Public Comment

Commentary: Watada’s Court-Martial and the Legality of the War

By Paul Rockwell
Tuesday April 03, 2007

The second court-martial of Lt. Ehren Watada is set for July. This brave officer who refused deployment to Iraq faces six years in prison on three charges: “missing movement,” “conduct unbecoming an officer,” and “use of contemptuous words for the president.” 

In two eloquent speeches, Watada questioned the legality of the war in Iraq and denounced the mendacity of the Bush administration. 

Ordinarily the truth of a claim is a good defense against any charge of defamation. Not in the Army. In the pre-trial hearings, the judge ruled that the truthfulness of Watada’s speech is irrelevant; that treaties and international law are irrelevant; that a soldier’s only duty is to follow orders, regardless of their legality! What kind of trial is it where truth and law are inadmisible! It’s a sad day in American jurisprudence when a soldier of conscience is court-martialed, not for lying, but for telling the truth; not for breaking a covenant with the military, but for upholding the rule of law in wartime. 

The prosecution claims that Watada has no right to question authority because he volunteered to serve. Let’s set the record straight. Watada only volunteered to follow legal orders, to participate in legal wars, and he is willing to risk his life to defend his country from a real, imminent attack. But he also took an oath to uphold and defend the Constitution. And he has kept his promise.  

Watada never volunteered—no soldier volunteers—to violate human rights, to violate American treaties, to destroy the sovereignty of nations, to participate in aggression. A contract to break the law has no legal standing.  
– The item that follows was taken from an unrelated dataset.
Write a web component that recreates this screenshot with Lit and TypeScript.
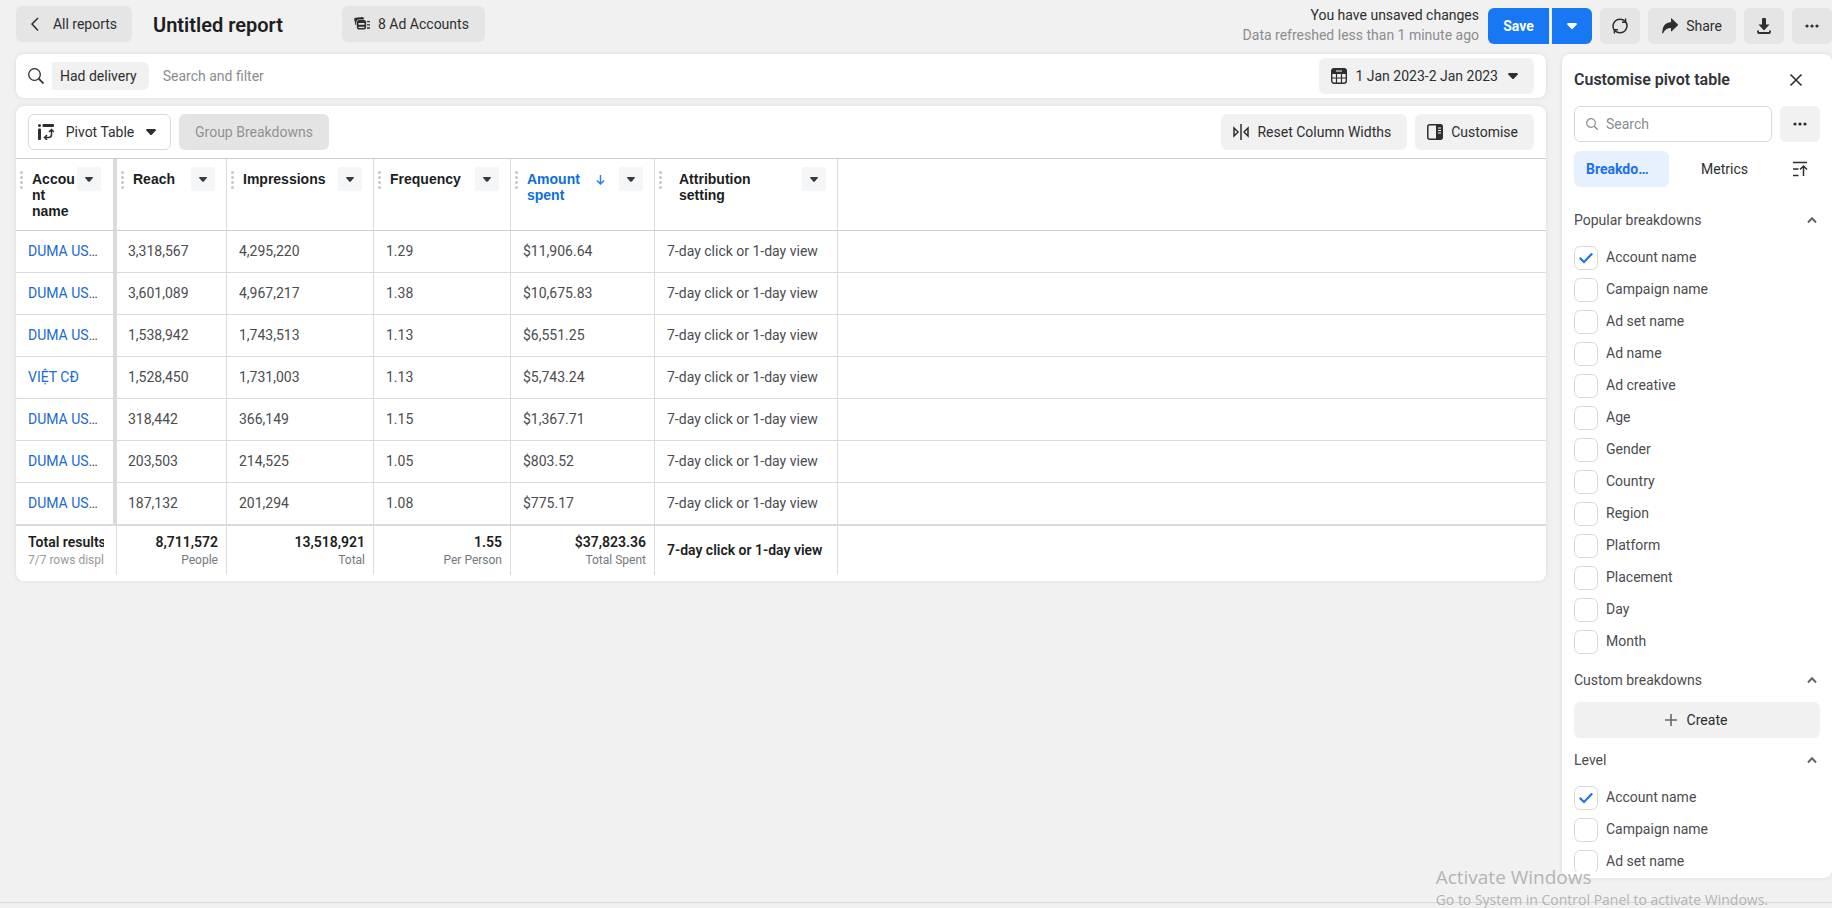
import { LitElement, html, css, svg } from "lit";
import { customElement, property } from "lit/decorators.js";

const icon = (body: unknown, w = 16, h = 16) => html`<svg width=${w} height=${h} viewBox="0 0 ${w} ${h}" fill="none" stroke="currentColor" aria-hidden="true">${body}</svg>`;

const caret = icon(svg`<path d="M0 1.2Q0 0 1.2 0H8.8Q10 0 9.8 1.4L6 5.4Q5 6.4 4 5.4L.3 1.6Z" fill="currentColor" stroke="none"/>`, 10, 6);
const caretSmall = icon(svg`<path d="M0 .8Q0 0 .8 0H7.2Q8 0 8 .8L4.8 4.4Q4 5.2 3.2 4.4Z" fill="currentColor" stroke="none"/>`, 8, 5);
const back = icon(svg`<path d="M11 2L5 8l6 6.500" stroke-width="1.500"/>`);
const accounts = icon(svg`<path d="M.2 3.200Q0 1.900 1.300 1.700L8.500 1Q9.600 1 9.800 2V3.500H4.500Q2.300 3.500 2.300 6V9.500L1.500 9Z" fill="currentColor" stroke="none"/><rect x="3.700" y="4.700" width="7.600" height="8.100" rx="1.200" stroke-width="1.600"/><path d="M4 6h7M4 9.700h7" stroke-width="2"/><path d="M13 5.700H16M13 8.800H16M13 12H16" stroke-width="1.300"/>`);
const magnifier = icon(svg`<circle cx="6.500" cy="6.500" r="5.800" stroke-width="1.300"/><path d="M10.700 10.700 15.500 15.500" stroke-width="1.700"/>`);
const magnifierSmall = icon(svg`<circle cx="5" cy="5" r="4.300" stroke-width="1.200"/><path d="M8.200 8.200 12 12" stroke-width="1.300"/>`, 12, 12);
const pivot = icon(svg`<g fill="currentColor" stroke="none"><circle cx="1.500" cy="1.500" r="1.500"/><rect x="4.500" width="11.500" height="3" rx="1"/><rect y="4.500" width="3" height="11.500" rx="1"/></g><path d="M13.500 6v4.500q0 3-3 3H6.500M11 8l2.500-2.500L16 8M9 11l-2.500 2.500L9 16" stroke-width="1.500"/>`);
const calendar = icon(svg`<rect x=".7" y=".7" width="14.600" height="14.600" rx="2.500" stroke-width="1.400"/><path d="M1 1.800Q1 1 2 1H14q1 0 1 1V5.500H1Z" fill="currentColor"/><path d="M5.500 5v10M10.500 5v10M1 10h14" stroke-width="1.200"/><path d="M5 3h6" stroke="#fff" stroke-width="1"/>`);
const reset = icon(svg`<path d="M8 0v16" stroke-width="1.500"/><path d="M1 4v8l4-4Z M15 4v8l-4-4Z" stroke-width="1.500"/>`);
const sidebar = icon(svg`<rect x=".8" y=".8" width="14.400" height="14.400" rx="2" stroke-width="1.500"/><path d="M9.500 1H14q1 0 1 1v12q0 1-1 1H9.500Z" fill="currentColor"/><path d="M11 4h3M11 6.500h3M11 9h3" stroke="#fff"/>`);
const refresh = icon(svg`<path d="M2.200 12A7 7 0 0 1 8 1.200Q11 1.200 13.200 3.400M13.800 4A7 7 0 0 1 8 14.800Q5 14.800 2.800 12.600" stroke-width="1.500"/><path d="M10 4.200H13.600V.5M6 11.800H2.400V15.500" stroke-width="1.400"/>`);
const share = icon(svg`<path d="M9 .8Q9 0 9.700.5L15.700 6.300Q16.200 7 15.700 7.600L9.700 13.300Q9 13.800 9 13V10Q3.500 10 1 15.300.2 16 .1 15 .3 4.500 9 4Z" fill="currentColor" stroke="none"/>`);
const download = icon(svg`<path d="M6 1q0-1 1-1H9q1 0 1 1V6.500h3.500L8 12.500 2.500 6.500H6Z" fill="currentColor" stroke="none"/><path d="M2 12.500v1.500q0 1 1 1H13q1 0 1-1V12.500" stroke-width="1.800"/>`);
const dots = icon(svg`<g fill="currentColor" stroke="none"><circle cx="3" cy="8" r="1.600"/><circle cx="8" cy="8" r="1.600"/><circle cx="13" cy="8" r="1.600"/></g>`);
const close = icon(svg`<path d="M2.500 2.500l11 11M13.500 2.500l-11 11" stroke-width="1.600"/>`);
const sortIcon = icon(svg`<path d="M1 1.500h14M1 8h5.500M1 14.500h5.500M11.500 15V5M8 8.500 11.500 5 15 8.500" stroke-width="1.500"/>`);
const chevron = icon(svg`<path d="M1 6.500 5 2.200 9 6.500" stroke-width="2" stroke="#606770"/>`, 10, 8);
const plus = icon(svg`<path d="M6 0v12M0 6h12" stroke-width="1.600" stroke="#606770"/>`, 12, 12);
const grip = icon(svg`<g fill="#c4c6ca" stroke="none"><circle cx="1.500" cy="1.500" r="1.500"/><circle cx="1.500" cy="6.500" r="1.500"/><circle cx="1.500" cy="11.500" r="1.500"/><circle cx="1.500" cy="16.500" r="1.500"/></g>`, 3, 18);
const arrowDown = icon(svg`<path d="M4.500 0v9M1 5.500 4.500 9 8 5.500" stroke-width="1.500"/>`, 9, 10);

const base = css`
  * { box-sizing: border-box; }
  svg { display: block; flex: none; }
  button, input { font: inherit; color: inherit; margin: 0; }
  button { display: flex; align-items: center; justify-content: center; gap: 8px; height: 36px; padding: 0 12px; border: 0; border-radius: 6px; background: #f1f1f1; white-space: nowrap; cursor: pointer; }
`;

@customElement("report-header")
class ReportHeader extends LitElement {
  static styles = [base, css`
    :host { display: flex; align-items: flex-start; height: 54px; padding: 6px 0 0 16px; overflow: hidden; }
    button { background: #e5e5e5; }
    .back { width: 116px; gap: 10px; padding: 0 16px 0 12px; }
    h1 { margin: 0 0 0 21px; width: 189px; font-size: 20px; line-height: 38px; font-weight: 600; color: #1c1e21; }
    .accounts { padding: 0 16px 0 12px; }
    .spacer { flex: 1; }
    .status { text-align: right; line-height: 20px; margin: -1px 9px 0 0; white-space: nowrap; }
    .status p { margin: 0; }
    .muted { color: #8a8d91; }
    .actions { display: flex; gap: 8px; padding-top: 2px; }
    .save { display: flex; gap: 3px; }
    .save button { background: #1877f2; color: #fff; font-weight: 700; }
    .main { border-radius: 6px 0 0 6px; width: 61px; }
    .more { border-radius: 0 6px 6px 0; width: 40px; }
    .square { width: 40px; padding: 0; }
    .share { width: 88px; }
  `];
  render() {
    return html`
      <button class="back">${back}All reports</button>
      <h1>Untitled report</h1>
      <button class="accounts">${accounts}8 Ad Accounts</button>
      <div class="spacer"></div>
      <div class="status"><p>You have unsaved changes</p><p class="muted">Data refreshed less than 1 minute ago</p></div>
      <div class="actions">
        <div class="save"><button class="main">Save</button><button class="more" aria-label="Save options">${caret}</button></div>
        <button class="square" aria-label="Refresh">${refresh}</button>
        <button class="share">${share}Share</button>
        <button class="square" aria-label="Download">${download}</button>
        <button class="square" aria-label="More">${dots}</button>
      </div>`;
  }
}

@customElement("filter-bar")
class FilterBar extends LitElement {
  static styles = [base, css`
    :host { display: flex; align-items: center; height: 44px; padding: 0 12px; background: #fff; border-radius: 8px; box-shadow: 0 0 4px rgba(0, 0, 0, 0.1); }
    .chip { height: 28px; margin-left: 8px; padding: 0 12px 1px 8px; border-radius: 0 6px 6px 0; }
    input { flex: 1; min-width: 0; height: 36px; padding: 0 14px 1px; border: 0; outline: 0; background: none; }
    input::placeholder { color: #8a8d91; opacity: 1; }
    .date { padding: 0 16px 0 12px; }
    .date svg:last-child { margin-left: 2px; }
  `];
  render() {
    return html`${magnifier}<button class="chip">Had delivery</button>
      <input type="text" aria-label="Search and filter" placeholder="Search and filter" />
      <button class="date">${calendar}1 Jan 2023-2 Jan 2023${caret}</button>`;
  }
}

const columns = [
  { key: "account", label: "Account name" },
  { key: "reach", label: "Reach" },
  { key: "impressions", label: "Impressions" },
  { key: "frequency", label: "Frequency" },
  { key: "spent", label: "Amount spent", sorted: true },
  { key: "attribution", label: "Attribution setting" },
];

const windowText = "7-day click or 1-day view";
const rows = [
  ["DUMA USA 01", "3,318,567", "4,295,220", "1.29", "$11,906.64", windowText],
  ["DUMA USA 02", "3,601,089", "4,967,217", "1.38", "$10,675.83", windowText],
  ["DUMA USA 03", "1,538,942", "1,743,513", "1.13", "$6,551.25", windowText],
  ["VIỆT CĐ", "1,528,450", "1,731,003", "1.13", "$5,743.24", windowText],
  ["DUMA USA 04", "318,442", "366,149", "1.15", "$1,367.71", windowText],
  ["DUMA USA 05", "203,503", "214,525", "1.05", "$803.52", windowText],
  ["DUMA USA 06", "187,132", "201,294", "1.08", "$775.17", windowText],
];
const totals = [["8,711,572", "People"], ["13,518,921", "Total"], ["1.55", "Per Person"], ["$37,823.36", "Total Spent"]];

@customElement("pivot-report")
class PivotReport extends LitElement {
  static styles = [base, css`
    :host { display: block; padding-bottom: 6px; background: #fff; border-radius: 8px; box-shadow: 0 0 4px rgba(0, 0, 0, 0.1); }
    .toolbar { display: flex; align-items: center; gap: 8px; padding: 8px 12px; border-bottom: 1px solid #ccced2; }
    .pivot { width: 143px; gap: 12px; padding: 0 14px 0 9px; background: #fff; border: 1px solid #d8d9dc; }
    .group { padding: 0 16px; background: #e4e4e4; color: #909295; }
    .spacer { flex: 1; }
    .tool { padding: 0 16px 0 12px; }
    table { width: 100%; table-layout: fixed; border-collapse: separate; border-spacing: 0; }
    .account { width: 101px; }
    .reach { width: 110px; }
    .impressions { width: 147px; }
    .frequency { width: 137px; }
    .spent { width: 144px; }
    .attribution { width: 183px; }
    th, td { padding: 0; text-align: left; font-weight: 400; border-right: 1px solid #dadbdd; border-bottom: 1px solid #dadbdd; }
    th:last-child, td:last-child { border-right: 0; }
    thead th, thead td { height: 72px; vertical-align: top; color: #1c1e21; border-bottom-color: #ccced2; }
    thead th:first-child, tbody th { border-right: 4px solid #dadbdd; }
    .head { display: flex; align-items: flex-start; padding: 8px 11px 0 4px; }
    th:first-child .head { padding-right: 12px; }
    .head > svg { margin-top: 4px; }
    .label { flex: 1; min-width: 0; margin: 4px 0 0 9px; font-family: "Liberation Sans", Arial, sans-serif; font-weight: 700; line-height: 16px; overflow-wrap: anywhere; }
    .wide .label { margin: 4px 40px 0 17px; }
    .sorted .label { color: #0a6fe0; }
    .sorted .arrow { color: #2f80f0; margin: 8px 14px 0 0; }
    .menu { width: 24px; height: 24px; padding: 0; border-radius: 2px; background: #f5f6f7; color: #3a3b3d; }
    tbody td, tbody th { height: 42px; padding: 0 12px 2px; overflow: hidden; text-overflow: ellipsis; white-space: nowrap; color: #4b4c4f; }
    tbody td:nth-child(2) { padding-left: 11px; }
    tbody a { color: #1a69d4; text-decoration: none; }
    tbody tr:last-child > * { height: 43px; border-bottom: 2px solid #dadbdd; }
    tfoot th, tfoot td { height: 49px; padding: 0 8px 2px 12px; border-bottom: 0; text-align: right; color: #1c1e21; font-weight: 600; line-height: 20px; white-space: nowrap; overflow: hidden; }
    tfoot th { text-align: left; padding-right: 12px; }
    tfoot p { margin: 0; overflow: hidden; }
    .unit { font-size: 12px; line-height: 16px; font-weight: 400; color: #737980; }
    tfoot th .unit { color: #999; }
    tfoot .plain { text-align: left; }
  `];
  render() {
    return html`
      <div class="toolbar">
        <button class="pivot">${pivot}Pivot Table${caret}</button>
        <button class="group" disabled>Group Breakdowns</button>
        <div class="spacer"></div>
        <button class="tool">${reset}Reset Column Widths</button>
        <button class="tool">${sidebar}Customise</button>
      </div>
      <table>
        <colgroup>${columns.map((c) => html`<col class=${c.key} />`)}<col /></colgroup>
        <thead><tr>
          ${columns.map((c) => html`<th scope="col"><div class="head ${c.sorted ? "sorted" : ""} ${c.key === "attribution" ? "wide" : ""}">
            ${grip}<span class="label">${c.label}</span>
            ${c.sorted ? html`<span class="arrow">${arrowDown}</span>` : ""}
            <button class="menu" aria-label="${c.label} options">${caretSmall}</button></div></th>`)}
          <td></td>
        </tr></thead>
        <tbody>
          ${rows.map(([name, ...cells]) => html`<tr><th scope="row"><a href="#">${name}</a></th>${cells.map((v) => html`<td>${v}</td>`)}<td></td></tr>`)}
        </tbody>
        <tfoot><tr>
          <th scope="row"><p>Total results</p><p class="unit">7/7 rows displayed</p></th>
          ${totals.map(([v, u]) => html`<td><p>${v}</p><p class="unit">${u}</p></td>`)}
          <td class="plain">${windowText}</td><td></td>
        </tr></tfoot>
      </table>`;
  }
}

@customElement("check-list")
class CheckList extends LitElement {
  @property({ attribute: false }) items: string[] = [];
  static styles = [base, css`
    :host { display: flex; flex-direction: column; gap: 8px; }
    label { display: flex; align-items: center; gap: 8px; line-height: 24px; color: #4b4c4f; }
    input { appearance: none; width: 24px; height: 24px; border: 1px solid #d8d9dc; border-radius: 6px; background: #fff; display: grid; place-items: center; }
    input:checked::before { content: ""; width: 14px; height: 11px; background: #1877f2; clip-path: polygon(10% 42%, 36% 72%, 88% 2%, 100% 16%, 36% 100%, 0% 57%); }
    span { margin-top: -2px; }
  `];
  render() {
    return html`${this.items.map((t, i) => html`<label><input type="checkbox" .checked=${i === 0} /><span>${t}</span></label>`)}`;
  }
}

@customElement("customise-panel")
class CustomisePanel extends LitElement {
  static styles = [base, css`
    :host { display: flex; flex-direction: column; padding: 0 12px 6px; background: #fff; border-radius: 8px; box-shadow: 0 0 4px rgba(0, 0, 0, 0.1); overflow: hidden; }
    .title { display: flex; align-items: center; justify-content: space-between; height: 52px; }
    h2 { margin: 0; font-size: 16px; line-height: 20px; font-weight: 600; color: #333436; }
    .title button { width: 24px; padding: 0; margin-right: 12px; background: none; }
    .search { display: flex; gap: 8px; }
    .box { display: flex; align-items: center; flex: 1; min-width: 0; gap: 8px; height: 36px; padding: 0 11px; border: 1px solid #d8d9dc; border-radius: 6px; color: #8a8d91; }
    .box input { flex: 1; min-width: 0; padding: 0; border: 0; outline: 0; background: none; }
    .box input::placeholder { color: #8a8d91; opacity: 1; }
    .square { width: 40px; padding: 0; }
    .tabs { display: flex; align-items: center; margin-top: 9px; }
    .tabs button { background: none; }
    .tabs .active { width: 95px; justify-content: flex-start; background: #e7f1fd; color: #1b6fee; font-weight: 700; }
    .active span { overflow: hidden; text-overflow: ellipsis; }
    .tabs .metrics { flex: 1; }
    .list { flex: 1; min-height: 0; overflow: hidden; }
    .section { display: flex; align-items: center; justify-content: space-between; width: 100%; height: 44px; padding: 0 3px 0 0; background: none; color: #4b4c4f; }
    h3 { margin: 0; font-size: 14px; font-weight: 400; }
    .popular { margin: 11px 0 4px; }
    .custom { margin-top: 4px; }
    .create { width: 100%; gap: 10px; padding: 0 14px 0 12px; }
    .level { margin-bottom: 4px; }
  `];
  section(name: string, label: string) {
    return html`<h3 class=${name}><button class="section" aria-expanded="true"><span>${label}</span>${chevron}</button></h3>`;
  }
  render() {
    return html`
      <div class="title"><h2>Customise pivot table</h2><button aria-label="Close">${close}</button></div>
      <div class="search"><div class="box">${magnifierSmall}<input type="search" aria-label="Search" placeholder="Search" /></div>
        <button class="square" aria-label="More">${dots}</button></div>
      <div class="tabs"><button class="active"><span>Breakdowns</span></button><button class="metrics">Metrics</button><button class="square" aria-label="Sort">${sortIcon}</button></div>
      <div class="list">
        ${this.section("popular", "Popular breakdowns")}
        <check-list .items=${["Account name", "Campaign name", "Ad set name", "Ad name", "Ad creative", "Age", "Gender", "Country", "Region", "Platform", "Placement", "Day", "Month"]}></check-list>
        ${this.section("custom", "Custom breakdowns")}
        <button class="create">${plus}Create</button>
        ${this.section("level", "Level")}
        <check-list .items=${["Account name", "Campaign name", "Ad set name"]}></check-list>
      </div>`;
  }
}

@customElement("app-root")
class AppRoot extends LitElement {
  static styles = [base, css`
    :host { display: flex; flex-direction: column; position: relative; height: 100vh; overflow: hidden; background: #f1f1f1; color: #2d2e30; font: 400 14px/20px Roboto, "Liberation Sans", sans-serif; }
    .body { flex: 1; min-height: 0; display: flex; gap: 16px; padding-left: 16px; }
    main { flex: 1; min-width: 0; display: flex; flex-direction: column; gap: 8px; }
    customise-panel { width: 270px; }
    footer { height: 30px; padding-bottom: 5px; display: flex; flex-direction: column; justify-content: flex-end; }
    footer::after { content: ""; height: 1px; background: #d8d8d8; }
    .notice { position: absolute; right: 64px; bottom: -2px; color: #b4b4b4; font-family: "Open Sans", "Noto Sans", sans-serif; pointer-events: none; white-space: nowrap; }
    .notice p { margin: 0; font-size: 14px; line-height: 20px; }
    .notice .lead { font-size: 19px; line-height: 25px; }
  `];
  render() {
    return html`
      <report-header></report-header>
      <div class="body">
        <main><filter-bar></filter-bar><pivot-report></pivot-report></main>
        <customise-panel></customise-panel>
      </div>
      <footer></footer>
      <div class="notice"><p class="lead">Activate Windows</p><p>Go to System in Control Panel to activate Windows.</p></div>`;
  }
}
Watada is right. Except for U.N.-sanctioned intervention, defensive necessity is the sole basis for legal war. The U.N. Charter explicitly outlaws preemptive war, a war of choice. And the U.S. Constitution is unambiguous. Article VI states: “All Treaties, made or which shall be made, are part of the supreme law of the land, and are binding.” Our soldiers deserve protection of the law, the social contracts for which they risk their lives. 

It is true all militaries operate through a chain of command, and soldiers are expected to follow orders. But the authority of command depends on the legality of the orders. That is Watada’s point. The legal status of a war makes all the difference.  

The real issue is not the so-called voluntary nature of the enlistment contract, but the bait-and-switch tactics of the military. Our youth enlist in good faith to defend the country from foreign attack, only to be transformed—involuntarily—into perpetrators and pawns of empire. It’s the government, not war resisters, that is responsible for a breach of contract.  

No soldier should give a life, or take a life, for a lie. There are many kinds of betrayal in human affairs, but in military affairs of state, there is no greater act of disloyalty than to send young men and women to their death on the basis of fraud. An enlistment contract based on fraudulent claims is null and void. 

The great Supreme Court Justice Robert Jackson explained Watada’s point at Nuremberg: “Any resort to war—to any kind of war—is a resort to means that are inherently criminal. War inevitably is a course of killings, assaults, deprivations of liberty, and destruction of property. An honestly defensive war is, of course, legal and saves those lawfully conducting it from criminality. But inherently criminal acts cannot be defended by showing that those who committed them were engaged in a war, when the war itself is illegal.” 

Jackson’s point is profound. The law protects our soldiers from criminality. Efface the distinction between a lawful and unlawful war, as the Army is trying to do today, and all descends into mere power and greed. The Army ceases to be our noble defender of democracy; it becomes a menace to our institutions.  

All the major issues of imperial occupation—the fraudulent basis for the war, the absence of a formal declaration from Congress, the flagrant violations of international treaties like the U.N. Charter—are coming to a head in this historic battle between a soldier of conscience and an Army that has yet to prosecute a single top official for Abu Ghraib.  

Watada also calls attention to systematic war crimes on the battlefield. Official crimes of policy and command. The forcible transfer of populations, the wanton destruction of towns and villages by 500-pound bombs; the use of cluster bombs in populated areas; the use of heinous weapons like white phosphorous; the ongoing checkpoint massacres; the widespread use of torture and rendition—because of these policies of command, resistance is justified. 

When the Army operates beyond the law, the duty to follow orders is dissolved. Thomas Jefferson once wrote: 

“Whensoever the General Government assumes undelegated powers, its acts are unauthoritative, void, and of no force.” Resistance is justified. 

The Watada case is heading for the highest court of appeal: the people themselves. People power is greater than military power. The spirit of non-violent resistance is greater than man’s inhumane technology. And history will vindicate the courage of Lt. Ehren Watada, and your own activism for peace will not be forgotten. 

 

Paul Rockwell is an Oakland resident. The above text is derived from a speech he delivered at the Starve War, Feed Peace Rally in Walnut Creek on March 17.